Whet your whistle with a snifter of the best whisky experiences in the world, writes Katie McGonagle.
Sail through Scotland
As one of the oldest whisky producers in the world – there are records of ‘aquavitae’ as early as the 15th century – anyone with a liking for the ‘water of life’ will find plenty of it here. Most cruises around Scotland will offer whisky-related excursions, from half-day trips to Glengoyne distillery from Greenock (for Glasgow), available from NCL for £78 or Princess Cruises for $90, to Scapa Distillery in Kirkwall, overlooking the beautiful Scapa Flow, visited on Cruise & Maritime Voyages’ Faroes & Northern Isles itineraries.
Book it: Hebridean Island Cruises’ Flavours of the Hebrides is a food and drink-focused sailing on Hebridean Princess, including a stop at the Isle of Raasay distillery, dining at renowned local restaurants and a champagne reception at Duart Castle, departing March 31, 2020, from £2,770.
Only in Japan
This Asian nation is a rising star on the world whisky scene, with Japanese varieties winning awards against countries with a longer history of distilling. Yamazaki, just a 15-minute train journey from Kyoto, was the first commercial distillery and produces single malts aged from 12 to 25 years. Guests get an English-speaking guide to lead them around the distillery and its on-site Whisky Museum.

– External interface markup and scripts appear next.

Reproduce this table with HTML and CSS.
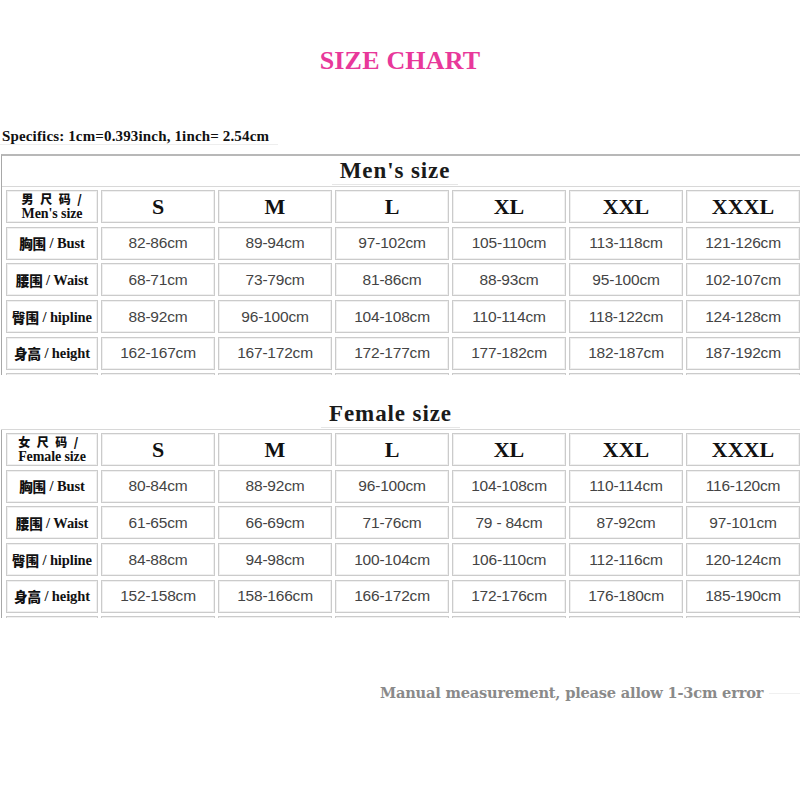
FILE: index.html
```html
<!DOCTYPE html>
<html>
<head>
<meta charset="utf-8">
<link rel="stylesheet" href="styles.css">
</head>
<body>
<div class="page">
  <h1 class="title">SIZE CHART</h1>
  <p class="specifics">Specifics: 1cm=0.393inch, 1inch= 2.54cm</p>

  <section class="chart chart-men">
    <div class="chart-head"><span class="chart-name">Men's size</span></div>
    <div class="grid-clip">
      <div class="grid">
        <div class="cell label head-label"><div class="head-text"><div class="head-zh">男 尺 码 /</div><div class="head-en">Men's size</div></div></div>
        <div class="cell size">S</div>
        <div class="cell size">M</div>
        <div class="cell size">L</div>
        <div class="cell size">XL</div>
        <div class="cell size">XXL</div>
        <div class="cell size">XXXL</div>

        <div class="cell label"><span class="zh">胸围</span>&nbsp;/ Bust</div>
        <div class="cell val">82-86cm</div>
        <div class="cell val">89-94cm</div>
        <div class="cell val">97-102cm</div>
        <div class="cell val">105-110cm</div>
        <div class="cell val">113-118cm</div>
        <div class="cell val">121-126cm</div>

        <div class="cell label"><span class="zh">腰围</span>&nbsp;/ Waist</div>
        <div class="cell val">68-71cm</div>
        <div class="cell val">73-79cm</div>
        <div class="cell val">81-86cm</div>
        <div class="cell val">88-93cm</div>
        <div class="cell val">95-100cm</div>
        <div class="cell val">102-107cm</div>

        <div class="cell label"><span class="zh">臀围</span>&nbsp;/ hipline</div>
        <div class="cell val">88-92cm</div>
        <div class="cell val">96-100cm</div>
        <div class="cell val">104-108cm</div>
        <div class="cell val">110-114cm</div>
        <div class="cell val">118-122cm</div>
        <div class="cell val">124-128cm</div>

        <div class="cell label"><span class="zh">身高</span>&nbsp;/ height</div>
        <div class="cell val">162-167cm</div>
        <div class="cell val">167-172cm</div>
        <div class="cell val">172-177cm</div>
        <div class="cell val">177-182cm</div>
        <div class="cell val">182-187cm</div>
        <div class="cell val">187-192cm</div>

        <div class="cell label"></div>
        <div class="cell val"></div>
        <div class="cell val"></div>
        <div class="cell val"></div>
        <div class="cell val"></div>
        <div class="cell val"></div>
        <div class="cell val"></div>
      </div>
    </div>
  </section>

  <section class="chart chart-female">
    <div class="chart-head"><span class="chart-name">Female size</span></div>
    <div class="grid-clip">
      <div class="grid">
        <div class="cell label head-label"><div class="head-text"><div class="head-zh">女 尺 码 /</div><div class="head-en">Female size</div></div></div>
        <div class="cell size">S</div>
        <div class="cell size">M</div>
        <div class="cell size">L</div>
        <div class="cell size">XL</div>
        <div class="cell size">XXL</div>
        <div class="cell size">XXXL</div>

        <div class="cell label"><span class="zh">胸围</span>&nbsp;/ Bust</div>
        <div class="cell val">80-84cm</div>
        <div class="cell val">88-92cm</div>
        <div class="cell val">96-100cm</div>
        <div class="cell val">104-108cm</div>
        <div class="cell val">110-114cm</div>
        <div class="cell val">116-120cm</div>

        <div class="cell label"><span class="zh">腰围</span>&nbsp;/ Waist</div>
        <div class="cell val">61-65cm</div>
        <div class="cell val">66-69cm</div>
        <div class="cell val">71-76cm</div>
        <div class="cell val">79 - 84cm</div>
        <div class="cell val">87-92cm</div>
        <div class="cell val">97-101cm</div>

        <div class="cell label"><span class="zh">臀围</span>&nbsp;/ hipline</div>
        <div class="cell val">84-88cm</div>
        <div class="cell val">94-98cm</div>
        <div class="cell val">100-104cm</div>
        <div class="cell val">106-110cm</div>
        <div class="cell val">112-116cm</div>
        <div class="cell val">120-124cm</div>

        <div class="cell label"><span class="zh">身高</span>&nbsp;/ height</div>
        <div class="cell val">152-158cm</div>
        <div class="cell val">158-166cm</div>
        <div class="cell val">166-172cm</div>
        <div class="cell val">172-176cm</div>
        <div class="cell val">176-180cm</div>
        <div class="cell val">185-190cm</div>

        <div class="cell label"></div>
        <div class="cell val"></div>
        <div class="cell val"></div>
        <div class="cell val"></div>
        <div class="cell val"></div>
        <div class="cell val"></div>
        <div class="cell val"></div>
      </div>
    </div>
  </section>

  <div class="note"><span class="note-text">Manual measurement, please allow 1-3cm error</span><span class="note-line"></span></div>
</div>
</body>
</html>
```

FILE: styles.css
```css
html, body {
  margin: 0;
  padding: 0;
  background: #ffffff;
}

.page {
  width: 800px;
  height: 800px;
  overflow: hidden;
  font-family: "Liberation Serif", "Noto Sans CJK SC", serif;
  color: #111;
}

.title {
  margin: 46px 0 0 0;
  height: 30px;
  line-height: 30px;
  text-align: center;
  font-size: 26px;
  font-weight: bold;
  color: #e8389a;
  letter-spacing: 0.2px;
}

.specifics {
  margin: 52px 0 0 0;
  width: 276px;
  padding-left: 2px;
  height: 16px;
  line-height: 16px;
  font-size: 15px;
  font-weight: bold;
  color: #111;
  letter-spacing: 0.15px;
  white-space: nowrap;
  border-bottom: 1px solid #eeeeee;
  box-sizing: content-box;
}

.chart {
  margin-left: 1px;
}

.chart-men {
  margin-top: 9px;
  border-top: 2px solid #b8b8b8;
  border-left: 1px solid #a8a8a8;
}

.chart-female {
  margin-top: 24px;
}

.chart-head {
  height: 30px;
  line-height: 30px;
  text-align: center;
  padding-right: 12px;
  font-size: 23px;
  font-weight: bold;
  color: #1a1a1a;
  letter-spacing: 0.9px;
  border-bottom: 1px solid #d8d8d8;
}

.chart-female .chart-head {
  padding-right: 20px;
}

.chart-female .grid-clip {
  border-left: 1px solid #a8a8a8;
}

.chart-name {
  display: inline-block;
  line-height: 26px;
  border-bottom: 1px solid #e6e6e6;
  padding: 0 8px;
}

.grid-clip {
  height: 188px;
  overflow: hidden;
}

.grid {
  display: grid;
  grid-template-columns: 92px repeat(6, 114px);
  grid-auto-rows: 33px;
  column-gap: 3px;
  row-gap: 3.7px;
  padding: 3px 0 0 4px;
}

.cell {
  border: 1px solid #cbcbcb;
  box-shadow: inset 0 0 0 1px #f0f0f0;
  display: flex;
  align-items: center;
  justify-content: center;
  text-align: center;
  box-sizing: border-box;
}

.label {
  font-family: "Liberation Serif", "Noto Sans CJK SC", serif;
  font-size: 14.5px;
  font-weight: bold;
  color: #111;
  white-space: nowrap;
  letter-spacing: -0.1px;
  line-height: 16px;
}

.zh {
  font-family: "Noto Sans CJK SC", sans-serif;
  font-size: 13.5px;
  font-weight: 900;
  line-height: 14px;
  vertical-align: 1px;
}

.head-label {
  padding-top: 0;
}

.head-text {
  text-align: left;
}

.head-zh {
  font-family: "Noto Sans CJK SC", sans-serif;
  font-size: 12px;
  font-weight: 900;
  line-height: 15px;
  height: 15px;
  word-spacing: 4px;
}

.head-en {
  font-size: 14px;
  line-height: 16px;
  height: 16px;
}

.size {
  font-size: 22px;
  font-weight: bold;
  color: #111;
}

.val {
  font-family: "Liberation Sans", Arial, sans-serif;
  font-size: 15.5px;
  color: #444;
  letter-spacing: -0.2px;
}

.note {
  margin: 65px 0 0 0;
  padding-left: 380px;
  height: 20px;
  line-height: 20px;
  display: flex;
  align-items: center;
}

.note-text {
  font-family: "DejaVu Serif", serif;
  font-size: 14.6px;
  font-weight: bold;
  color: #8a8a8a;
  letter-spacing: -0.2px;
  white-space: nowrap;
}

.note-line {
  flex: 1;
  height: 1px;
  margin-left: 6px;
  background: #f0f0f0;
}
```
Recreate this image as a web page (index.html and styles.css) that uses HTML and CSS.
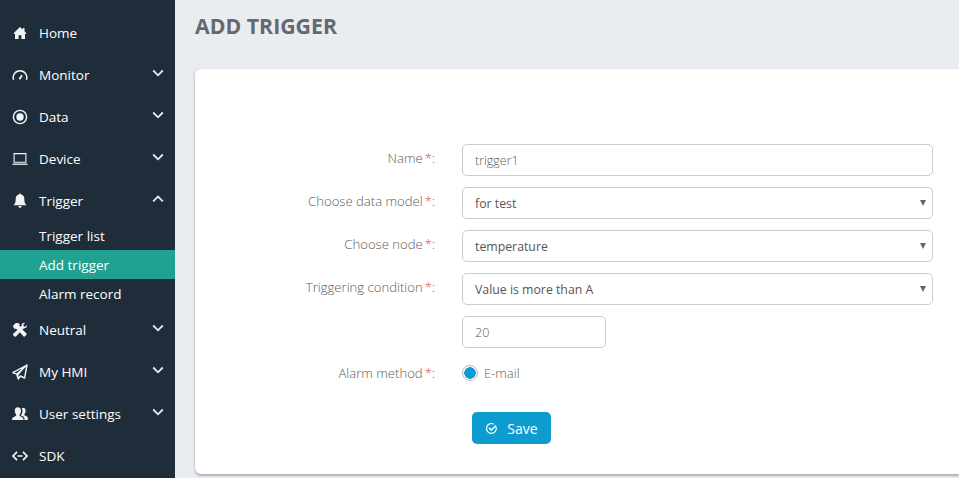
FILE: index.html
```html
<!DOCTYPE html>
<html lang="en">

<head>
  <meta charset="UTF-8">
  <meta name="viewport" content="width=device-width, initial-scale=1.0">
  <title>Add trigger</title>
  <link rel="stylesheet" href="styles.css">
</head>

<body>

  <aside class="sidebar">
    <a class="menu-item" href="#">
      <svg class="menu-icon" viewBox="0 0 16 16"><path fill="currentColor" d="M8 2 1.500 8.200l.8.8.7-.6V14h3.600v-3.800h2.800V14H13V8.400l.7.6.8-.8-2-1.900V3h-1.800v1.600z"/></svg>
      <span>Home</span>
    </a>
    <a class="menu-item" href="#">
      <svg class="menu-icon" viewBox="0 0 16 16"><path fill="none" stroke="currentColor" stroke-width="1.500" d="M1.600 12.800A6.800 6.800 0 1 1 14.400 12.800"/><path fill="none" stroke="currentColor" stroke-width="1.800" d="m7.400 12.300 2.600-4"/></svg>
      <span>Monitor</span>
      <svg class="chevron" viewBox="0 0 12 8"><path d="m1.200 1.500 4.800 4.800 4.800-4.800"/></svg>
    </a>
    <a class="menu-item" href="#">
      <svg class="menu-icon" viewBox="0 0 16 16"><circle cx="8" cy="8" r="6.600" fill="none" stroke="currentColor" stroke-width="1.400"/><circle cx="8" cy="8" r="3.700" fill="currentColor"/></svg>
      <span>Data</span>
      <svg class="chevron" viewBox="0 0 12 8"><path d="m1.200 1.500 4.800 4.800 4.800-4.800"/></svg>
    </a>
    <a class="menu-item" href="#">
      <svg class="menu-icon" viewBox="0 0 16 16"><path fill="none" stroke="currentColor" stroke-width="1.100" d="M2.100 2.600h11.800v8.600H2.100z"/><path fill="none" stroke="currentColor" stroke-width="1.300" d="M.5 13.200h15"/></svg>
      <span>Device</span>
      <svg class="chevron" viewBox="0 0 12 8"><path d="m1.200 1.500 4.800 4.800 4.800-4.800"/></svg>
    </a>
    <a class="menu-item" href="#">
      <svg class="menu-icon" viewBox="0 0 16 16"><path fill="currentColor" d="M8 .5c.6 0 1 .4 1 1 2.300.5 3.300 2.200 3.300 4.300 0 3.200.6 5 2.200 6.400H1.500c1.600-1.400 2.200-3.200 2.200-6.400C3.700 3.700 4.700 2 7 1.500c0-.6.400-1 1-1zM6.400 13h3.200c0 1-.7 1.800-1.600 1.800S6.400 14 6.400 13z"/></svg>
      <span>Trigger</span>
      <svg class="chevron" viewBox="0 0 12 8"><path d="m1.200 6.300 4.800-4.800 4.800 4.800"/></svg>
    </a>
    <div class="submenu">
      <a class="submenu-item" href="#">Trigger list</a>
      <a class="submenu-item active" href="#">Add trigger</a>
      <a class="submenu-item" href="#">Alarm record</a>
    </div>
    <a class="menu-item" href="#">
      <svg class="menu-icon" viewBox="0 0 16 16"><path fill="currentColor" d="M.8 4.200 3.200 1.400c1.600-.6 3.400-.4 4.700.8l-.8 1 1.500 1.500 1-1c-.2-1.500.9-2.900 2.700-2.900l.7.100-1.700 1.900.4 1.500 1.500.4 1.800-1.700c.3 2-1.200 3.600-3 3.200L10.500 7.500l4 4.100c.5.600 0 1.200-.9 2.100-.9.900-1.500 1.300-2 .8L7.800 10.300l-3.500 3.900c-.6.700-1.500.5-2.400-.3-.9-.9-1.100-1.800-.5-2.400L5.400 8 3.800 6.400 2.800 7.200z"/></svg>
      <span>Neutral</span>
      <svg class="chevron" viewBox="0 0 12 8"><path d="m1.200 1.500 4.800 4.800 4.800-4.800"/></svg>
    </a>
    <a class="menu-item" href="#">
      <svg class="menu-icon" viewBox="0 0 16 16"><path fill="none" stroke="currentColor" stroke-width="1.400" stroke-linejoin="round" d="M15 1 .8 8.600l3.900 1.600zM15 1l-2.400 13-4.200-2-2.100 3-1.600-4.800"/><path fill="currentColor" d="M13.800 2 4.900 10.200l1.400 4.600.3-3.800z"/></svg>
      <span>My HMI</span>
      <svg class="chevron" viewBox="0 0 12 8"><path d="m1.200 1.500 4.800 4.800 4.800-4.800"/></svg>
    </a>
    <a class="menu-item" href="#">
      <svg class="menu-icon" viewBox="0 0 16 16"><path fill="currentColor" d="M5.800 1.200c2 0 3.200 1.500 3.200 3.500S8 8.300 7.500 8.800c0 .9.300 1.200 1.300 1.600 1.300.5 2.600 1.100 2.600 2.200V14H.2v-1.400c0-1.100 1.300-1.700 2.600-2.200 1-.4 1.500-.7 1.500-1.600-.4-.5-1.500-2.100-1.500-4.100s1-3.500 3-3.500zM11 1.800c1.700 0 2.600 1.300 2.600 3s-.9 3.200-1.300 3.600c0 .8.300 1 1.100 1.300 1.100.5 2.400 1 2.400 2V14h-3.400v-1.800c0-1.100-1.100-1.800-2.800-2.500-.4-.2-.6-.4-.6-.8.700-.8 1.500-2.200 1.500-3.700 0-1-.2-2-.7-2.900.5-.3 1-.5 1.600-.5z"/></svg>
      <span>User settings</span>
      <svg class="chevron" viewBox="0 0 12 8"><path d="m1.200 1.500 4.800 4.800 4.800-4.800"/></svg>
    </a>
    <a class="menu-item" href="#">
      <svg class="menu-icon" viewBox="0 0 16 16"><path fill="none" stroke="currentColor" stroke-width="1.800" d="M5 3.800.9 8 5 12.200M11 3.800 15.100 8 11 12.200"/><path fill="none" stroke="currentColor" stroke-width="1.500" d="M5.500 8h5"/></svg>
      <span>SDK</span>
    </a>
  </aside>

  <main class="main">
    <h1 class="page-title">ADD TRIGGER</h1>

    <form class="card">
      <label class="form-label">Name<em>*</em>:</label>
      <input class="form-input" type="text" value="trigger1">

      <label class="form-label">Choose data model<em>*</em>:</label>
      <div class="select-wrap">
        <select class="form-input form-select"><option>for test</option></select>
      </div>

      <label class="form-label">Choose node<em>*</em>:</label>
      <div class="select-wrap">
        <select class="form-input form-select"><option>temperature</option></select>
      </div>

      <label class="form-label">Triggering condition<em>*</em>:</label>
      <div class="select-wrap">
        <select class="form-input form-select"><option>Value is more than A</option></select>
      </div>

      <span></span>
      <input class="form-input input-small" type="text" value="20">

      <label class="form-label label-radio">Alarm method<em>*</em>:</label>
      <label class="radio-line">
        <input class="radio" type="radio" name="method" checked>
        <span>E-mail</span>
      </label>

      <span></span>
      <button class="save-btn" type="button">
        <svg class="save-icon" viewBox="0 0 14 14"><path fill="none" stroke="currentColor" stroke-width="1.300" d="M11.900 5.200A5.300 5.300 0 1 1 9.600 2.400"/><path fill="none" stroke="currentColor" stroke-width="1.500" d="m4.300 6.300 2.500 2.400 5.200-5"/></svg>
        Save
      </button>
    </form>
  </main>

</body>

</html>
```

FILE: styles.css
```css
html,
body {
  height: 100%;
}

body {
  margin: 0;
  display: flex;
  overflow: hidden;
  background: #e9ecf1;
  font-family: "Open Sans", sans-serif;
}

.sidebar {
  flex: 0 0 175px;
  padding-top: 12px;
  background: #1f2d3a;
  box-sizing: border-box;
}

.menu-item {
  display: flex;
  align-items: center;
  height: 42px;
  padding: 0 11px 0 12px;
  color: #fff;
  font-size: 13.5px;
  text-decoration: none;
}

.menu-item span {
  flex: 1;
  margin-left: 11px;
}

.menu-icon {
  width: 16px;
  height: 16px;
  flex: none;
  color: #f1f3f5;
}

.chevron {
  width: 12px;
  height: 8px;
  margin-top: -5px;
  fill: none;
  stroke: #e8ebee;
  stroke-width: 1.800;
}

.submenu {
  margin-top: -1px;
  padding-bottom: 1px;
}

.submenu-item {
  display: block;
  height: 29px;
  padding-left: 39px;
  color: #fff;
  font-size: 13.5px;
  line-height: 31px;
  text-decoration: none;
}

.submenu-item.active {
  background: #20a192;
}

.main {
  flex: 1;
  min-width: 0;
  padding-left: 20px;
}

.page-title {
  margin: 0;
  height: 69px;
  color: #65686d;
  font-size: 21.300px;
  font-weight: 700;
  line-height: 52px;
}

.card {
  display: grid;
  grid-template-columns: 240px 471px;
  grid-template-rows: repeat(5, 32px) 28px 46px;
  column-gap: 27px;
  row-gap: 11px;
  align-items: center;
  height: 405px;
  padding-top: 75px;
  box-sizing: border-box;
  background: #fff;
  border-radius: 6px 0 0 6px;
  box-shadow: 0 2px 2px #b0b2b5, -1px 0 2px #d6d9de;
}

.form-label {
  margin-top: -5px;
  color: #5c5c5c;
  font-size: 13.100px;
  font-weight: 300;
  text-align: right;
}

.form-label em {
  margin-left: 2px;
  color: #d9534f;
  font-style: normal;
}

.form-input {
  width: 100%;
  height: 32px;
  padding: 0 12px;
  box-sizing: border-box;
  border: 1px solid #ccc;
  border-radius: 5px;
  background: #fff;
  color: #5c5c5c;
  font-family: "Open Sans", sans-serif;
  font-size: 12.500px;
  font-weight: 300;
  outline: none;
}

.select-wrap {
  position: relative;
}

.select-wrap::after {
  content: "";
  position: absolute;
  top: 13px;
  right: 7px;
  border-top: 6px solid #666;
  border-left: 3px solid transparent;
  border-right: 3px solid transparent;
}

.form-select {
  appearance: none;
  color: #555;
  font-size: 12.300px;
  font-weight: 400;
}

.input-small {
  width: 144px;
}

.label-radio {
  margin-top: 0;
}

.radio-line {
  display: flex;
  align-items: center;
  color: #5c5c5c;
  font-size: 13px;
  font-weight: 300;
}

.radio {
  appearance: none;
  width: 16px;
  height: 16px;
  margin: 0 6px 0 0;
  border: 1px solid #bbb;
  border-radius: 50%;
  background: radial-gradient(circle, #0b9ad1 0 5.500px, #fff 6px);
}

.save-btn {
  display: flex;
  align-items: center;
  justify-content: center;
  align-self: end;
  width: 79px;
  height: 32px;
  margin: 0 0 0 10px;
  padding: 0;
  border: none;
  border-radius: 5px;
  background: #0d9ccf;
  color: #fff;
  font-family: "Open Sans", sans-serif;
  font-size: 14px;
  font-weight: 500;
}

.save-icon {
  width: 13px;
  height: 13px;
  margin-right: 9px;
}
```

Book it: Tours cost around £7, payable on-site. InsideJapan Tours can reserve a visit as part of self-guided trips such as the 14-day Gastronomic Adventure to Tokyo and Kyoto, from £2,690 including accommodation, transport and food and drink experiences, but excluding international flights.
Whiskey with an ‘e’
Head over to the Emerald Isle for some Irish whiskey, distinguished from its Scottish variant not just by the extra ‘e’, but also by a three-stage distilling process, lighter colour and less smoky aroma. Bushmills claims to be the oldest licensed distillery in the world, producing amber nectar since 1608, and often visited on day trips from Belfast or Londonderry, en route to the Giant’s Causeway.
Book it: Viator has a full-day Giant’s Causeway Day Trip from Belfast, also visiting the Old Bushmills Distillery, Carrickfergus Castle and Carrick-a-Rede Rope Bridge, from £20 with hotel pick-up.
Bourbon and bluegrass
Whisky-making has been exported around the world, giving rise to American variants such as bourbon, rye and Tennessee whiskey, which means you can sell even more destinations to grain-loving guests. Travel 2 has a Bourbon, Bluegrass & Horse Country self-drive with stops at distilleries including Jack Daniel’s in Lynchburg, Tennessee, Jim Beam in Clermont, Kentucky, and West Fork Whiskey Co in Indianapolis.
Book it: The 15-day fly-drive tour costs from £1,299 based on two sharing for travel from September 16 to November 30, including flights from Heathrow to Nashville, 14 nights’ accommodation and car hire.
Fancy yourself a whisky aficionado – or a wannabe one, at least? A dedicated whisky holiday to Scotland lets clients go behind the scenes of the production process, speak to experts, and learn to distinguish between a light Lowland blend, Speyside’s sweet sherry-matured malts, or the peated smoky style of Islay. Options include European Waterways’ week-long Whisky Trail Cruise from Inverness, Rabbie’s eight-day small-group Islay, Edinburgh & Speyside Whisky Holiday, and Belmond’s Scotch Malt Whisky Tour with private tours and tastings.
Book it: McKinlay Kidd has a seven-night West Coast Whisky Islands holiday to Skye, Mull and Islay including B&B accommodation, ferry travel for a car and passengers, and tours of the Talisker, Tobermory, Laphroaig and Bruichladdich distilleries, starting at £1,065 in October.